▶ _Task brief_
Give the data below again exactly as written, without its pictures.
=-=-=-=-=
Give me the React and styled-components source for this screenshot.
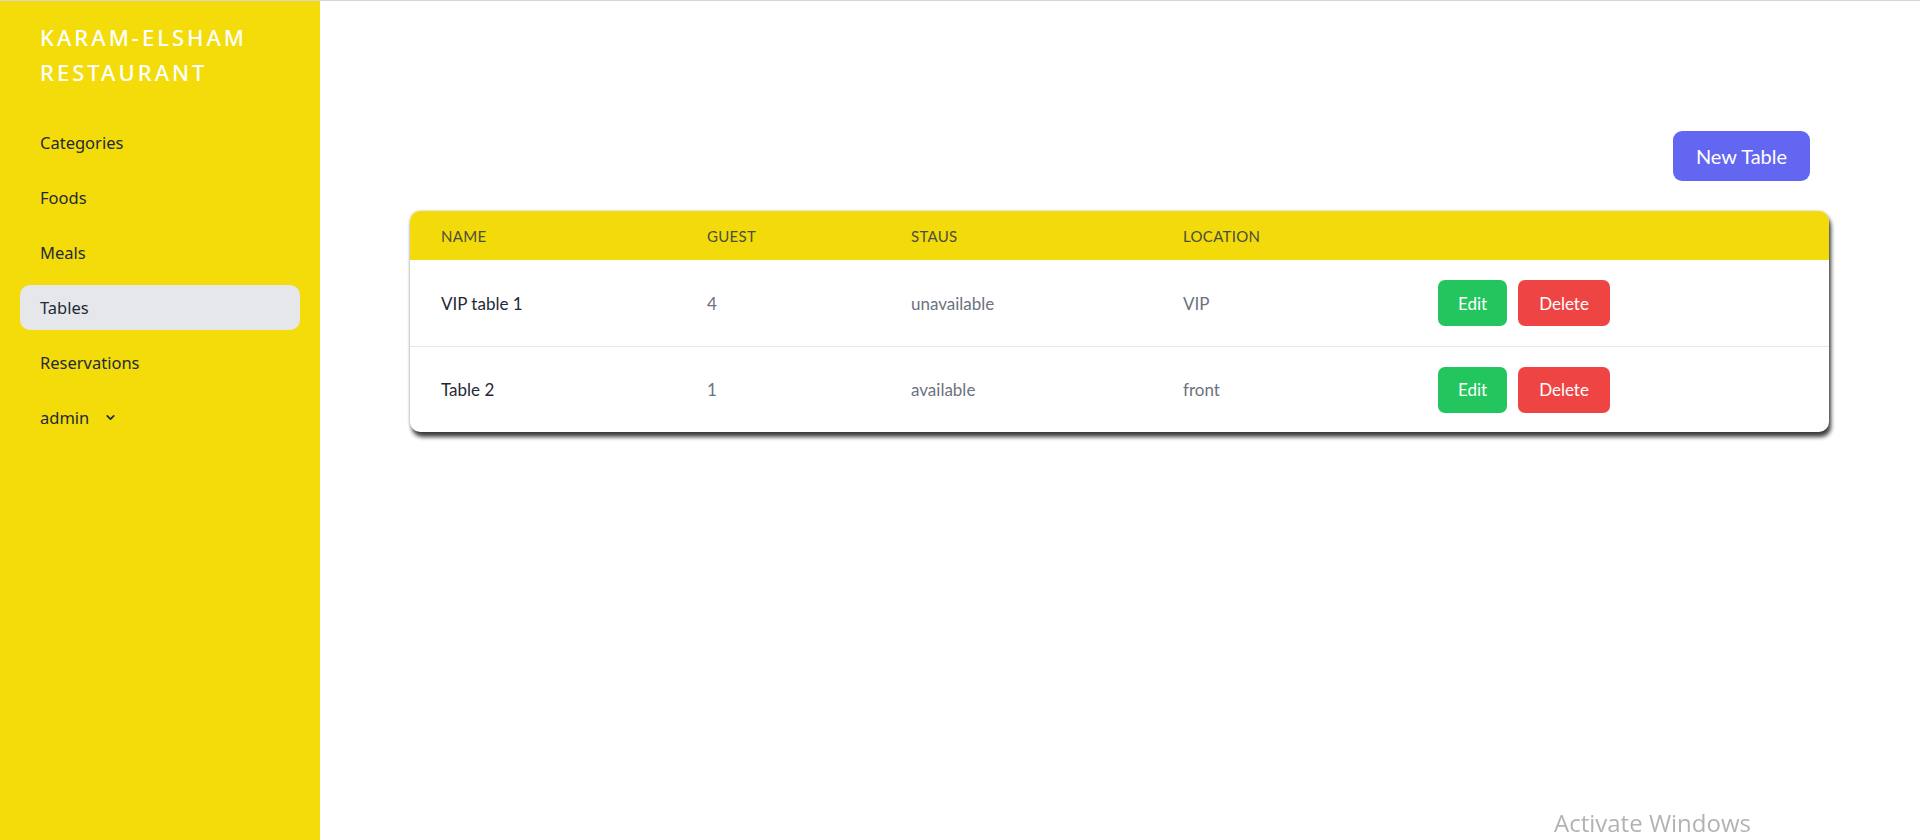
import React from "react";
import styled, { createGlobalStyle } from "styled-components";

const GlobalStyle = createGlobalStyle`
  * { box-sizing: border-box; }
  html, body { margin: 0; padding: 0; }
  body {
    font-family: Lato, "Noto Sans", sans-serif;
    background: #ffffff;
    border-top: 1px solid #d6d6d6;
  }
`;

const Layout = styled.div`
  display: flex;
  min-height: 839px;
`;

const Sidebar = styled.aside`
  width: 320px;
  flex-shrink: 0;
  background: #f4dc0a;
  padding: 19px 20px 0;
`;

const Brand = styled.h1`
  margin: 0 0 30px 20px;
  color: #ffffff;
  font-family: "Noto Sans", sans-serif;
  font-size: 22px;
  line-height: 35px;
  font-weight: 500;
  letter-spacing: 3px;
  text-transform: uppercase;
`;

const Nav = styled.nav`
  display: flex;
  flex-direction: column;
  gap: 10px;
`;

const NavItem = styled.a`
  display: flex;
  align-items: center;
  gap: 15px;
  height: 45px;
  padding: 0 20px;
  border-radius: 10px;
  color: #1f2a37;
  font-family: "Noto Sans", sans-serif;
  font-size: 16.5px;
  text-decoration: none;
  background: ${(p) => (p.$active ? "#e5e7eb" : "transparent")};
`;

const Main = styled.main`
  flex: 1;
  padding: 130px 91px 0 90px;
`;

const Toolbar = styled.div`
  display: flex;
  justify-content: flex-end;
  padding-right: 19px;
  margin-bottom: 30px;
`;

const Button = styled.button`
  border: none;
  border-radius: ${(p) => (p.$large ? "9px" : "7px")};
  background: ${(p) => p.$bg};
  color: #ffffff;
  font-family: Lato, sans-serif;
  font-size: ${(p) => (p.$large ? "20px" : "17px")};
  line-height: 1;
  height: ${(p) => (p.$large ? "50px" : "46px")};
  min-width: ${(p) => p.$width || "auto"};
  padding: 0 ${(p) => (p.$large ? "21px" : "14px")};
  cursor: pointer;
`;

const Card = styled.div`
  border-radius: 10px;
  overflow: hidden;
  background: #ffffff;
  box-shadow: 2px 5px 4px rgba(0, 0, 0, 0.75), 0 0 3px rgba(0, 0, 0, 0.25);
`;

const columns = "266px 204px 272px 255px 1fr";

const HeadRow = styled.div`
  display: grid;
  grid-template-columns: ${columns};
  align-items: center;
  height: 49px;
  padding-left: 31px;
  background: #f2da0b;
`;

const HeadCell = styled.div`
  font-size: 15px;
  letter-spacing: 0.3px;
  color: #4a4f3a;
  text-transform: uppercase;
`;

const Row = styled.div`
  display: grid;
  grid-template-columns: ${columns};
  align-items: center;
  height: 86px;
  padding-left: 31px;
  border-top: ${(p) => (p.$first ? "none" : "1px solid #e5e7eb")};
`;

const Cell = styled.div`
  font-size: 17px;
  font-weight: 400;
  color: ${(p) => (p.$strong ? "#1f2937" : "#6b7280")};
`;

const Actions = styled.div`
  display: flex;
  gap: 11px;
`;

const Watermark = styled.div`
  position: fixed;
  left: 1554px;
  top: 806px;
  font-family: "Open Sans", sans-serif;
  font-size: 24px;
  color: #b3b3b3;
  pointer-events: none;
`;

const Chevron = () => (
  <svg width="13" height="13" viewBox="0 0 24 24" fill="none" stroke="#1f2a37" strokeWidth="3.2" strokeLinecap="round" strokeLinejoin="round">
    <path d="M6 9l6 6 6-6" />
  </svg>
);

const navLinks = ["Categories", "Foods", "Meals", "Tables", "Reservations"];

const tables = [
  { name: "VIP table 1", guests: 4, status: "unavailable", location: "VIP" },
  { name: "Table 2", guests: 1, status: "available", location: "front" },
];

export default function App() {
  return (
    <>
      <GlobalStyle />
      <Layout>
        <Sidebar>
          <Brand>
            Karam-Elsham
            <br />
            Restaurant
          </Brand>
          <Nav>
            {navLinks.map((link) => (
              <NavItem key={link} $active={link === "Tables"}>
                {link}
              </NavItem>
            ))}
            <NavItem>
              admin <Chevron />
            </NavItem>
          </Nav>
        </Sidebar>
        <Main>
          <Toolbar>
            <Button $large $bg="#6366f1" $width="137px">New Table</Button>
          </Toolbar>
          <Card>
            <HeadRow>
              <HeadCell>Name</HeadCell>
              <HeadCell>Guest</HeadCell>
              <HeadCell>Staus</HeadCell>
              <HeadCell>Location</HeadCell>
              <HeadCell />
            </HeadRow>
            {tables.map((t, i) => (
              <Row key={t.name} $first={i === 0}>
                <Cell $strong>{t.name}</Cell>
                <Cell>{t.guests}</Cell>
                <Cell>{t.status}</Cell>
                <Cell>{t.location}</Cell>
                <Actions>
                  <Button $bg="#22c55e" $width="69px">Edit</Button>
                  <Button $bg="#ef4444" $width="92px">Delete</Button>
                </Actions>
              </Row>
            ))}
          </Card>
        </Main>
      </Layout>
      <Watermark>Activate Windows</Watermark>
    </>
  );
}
=-=-=-=-=
▶ _Written response_
Give me the React and styled-components source for this screenshot.
import React from "react";
import styled, { createGlobalStyle } from "styled-components";

const GlobalStyle = createGlobalStyle`
  * { box-sizing: border-box; }
  html, body { margin: 0; padding: 0; }
  body {
    font-family: Lato, "Noto Sans", sans-serif;
    background: #ffffff;
    border-top: 1px solid #d6d6d6;
  }
`;

const Layout = styled.div`
  display: flex;
  min-height: 839px;
`;

const Sidebar = styled.aside`
  width: 320px;
  flex-shrink: 0;
  background: #f4dc0a;
  padding: 19px 20px 0;
`;

const Brand = styled.h1`
  margin: 0 0 30px 20px;
  color: #ffffff;
  font-family: "Noto Sans", sans-serif;
  font-size: 22px;
  line-height: 35px;
  font-weight: 500;
  letter-spacing: 3px;
  text-transform: uppercase;
`;

const Nav = styled.nav`
  display: flex;
  flex-direction: column;
  gap: 10px;
`;

const NavItem = styled.a`
  display: flex;
  align-items: center;
  gap: 15px;
  height: 45px;
  padding: 0 20px;
  border-radius: 10px;
  color: #1f2a37;
  font-family: "Noto Sans", sans-serif;
  font-size: 16.5px;
  text-decoration: none;
  background: ${(p) => (p.$active ? "#e5e7eb" : "transparent")};
`;

const Main = styled.main`
  flex: 1;
  padding: 130px 91px 0 90px;
`;

const Toolbar = styled.div`
  display: flex;
  justify-content: flex-end;
  padding-right: 19px;
  margin-bottom: 30px;
`;

const Button = styled.button`
  border: none;
  border-radius: ${(p) => (p.$large ? "9px" : "7px")};
  background: ${(p) => p.$bg};
  color: #ffffff;
  font-family: Lato, sans-serif;
  font-size: ${(p) => (p.$large ? "20px" : "17px")};
  line-height: 1;
  height: ${(p) => (p.$large ? "50px" : "46px")};
  min-width: ${(p) => p.$width || "auto"};
  padding: 0 ${(p) => (p.$large ? "21px" : "14px")};
  cursor: pointer;
`;

const Card = styled.div`
  border-radius: 10px;
  overflow: hidden;
  background: #ffffff;
  box-shadow: 2px 5px 4px rgba(0, 0, 0, 0.75), 0 0 3px rgba(0, 0, 0, 0.25);
`;

const columns = "266px 204px 272px 255px 1fr";

const HeadRow = styled.div`
  display: grid;
  grid-template-columns: ${columns};
  align-items: center;
  height: 49px;
  padding-left: 31px;
  background: #f2da0b;
`;

const HeadCell = styled.div`
  font-size: 15px;
  letter-spacing: 0.3px;
  color: #4a4f3a;
  text-transform: uppercase;
`;

const Row = styled.div`
  display: grid;
  grid-template-columns: ${columns};
  align-items: center;
  height: 86px;
  padding-left: 31px;
  border-top: ${(p) => (p.$first ? "none" : "1px solid #e5e7eb")};
`;

const Cell = styled.div`
  font-size: 17px;
  font-weight: 400;
  color: ${(p) => (p.$strong ? "#1f2937" : "#6b7280")};
`;

const Actions = styled.div`
  display: flex;
  gap: 11px;
`;

const Watermark = styled.div`
  position: fixed;
  left: 1554px;
  top: 806px;
  font-family: "Open Sans", sans-serif;
  font-size: 24px;
  color: #b3b3b3;
  pointer-events: none;
`;

const Chevron = () => (
  <svg width="13" height="13" viewBox="0 0 24 24" fill="none" stroke="#1f2a37" strokeWidth="3.2" strokeLinecap="round" strokeLinejoin="round">
    <path d="M6 9l6 6 6-6" />
  </svg>
);

const navLinks = ["Categories", "Foods", "Meals", "Tables", "Reservations"];

const tables = [
  { name: "VIP table 1", guests: 4, status: "unavailable", location: "VIP" },
  { name: "Table 2", guests: 1, status: "available", location: "front" },
];

export default function App() {
  return (
    <>
      <GlobalStyle />
      <Layout>
        <Sidebar>
          <Brand>
            Karam-Elsham
            <br />
            Restaurant
          </Brand>
          <Nav>
            {navLinks.map((link) => (
              <NavItem key={link} $active={link === "Tables"}>
                {link}
              </NavItem>
            ))}
            <NavItem>
              admin <Chevron />
            </NavItem>
          </Nav>
        </Sidebar>
        <Main>
          <Toolbar>
            <Button $large $bg="#6366f1" $width="137px">New Table</Button>
          </Toolbar>
          <Card>
            <HeadRow>
              <HeadCell>Name</HeadCell>
              <HeadCell>Guest</HeadCell>
              <HeadCell>Staus</HeadCell>
              <HeadCell>Location</HeadCell>
              <HeadCell />
            </HeadRow>
            {tables.map((t, i) => (
              <Row key={t.name} $first={i === 0}>
                <Cell $strong>{t.name}</Cell>
                <Cell>{t.guests}</Cell>
                <Cell>{t.status}</Cell>
                <Cell>{t.location}</Cell>
                <Actions>
                  <Button $bg="#22c55e" $width="69px">Edit</Button>
                  <Button $bg="#ef4444" $width="92px">Delete</Button>
                </Actions>
              </Row>
            ))}
          </Card>
        </Main>
      </Layout>
      <Watermark>Activate Windows</Watermark>
    </>
  );
}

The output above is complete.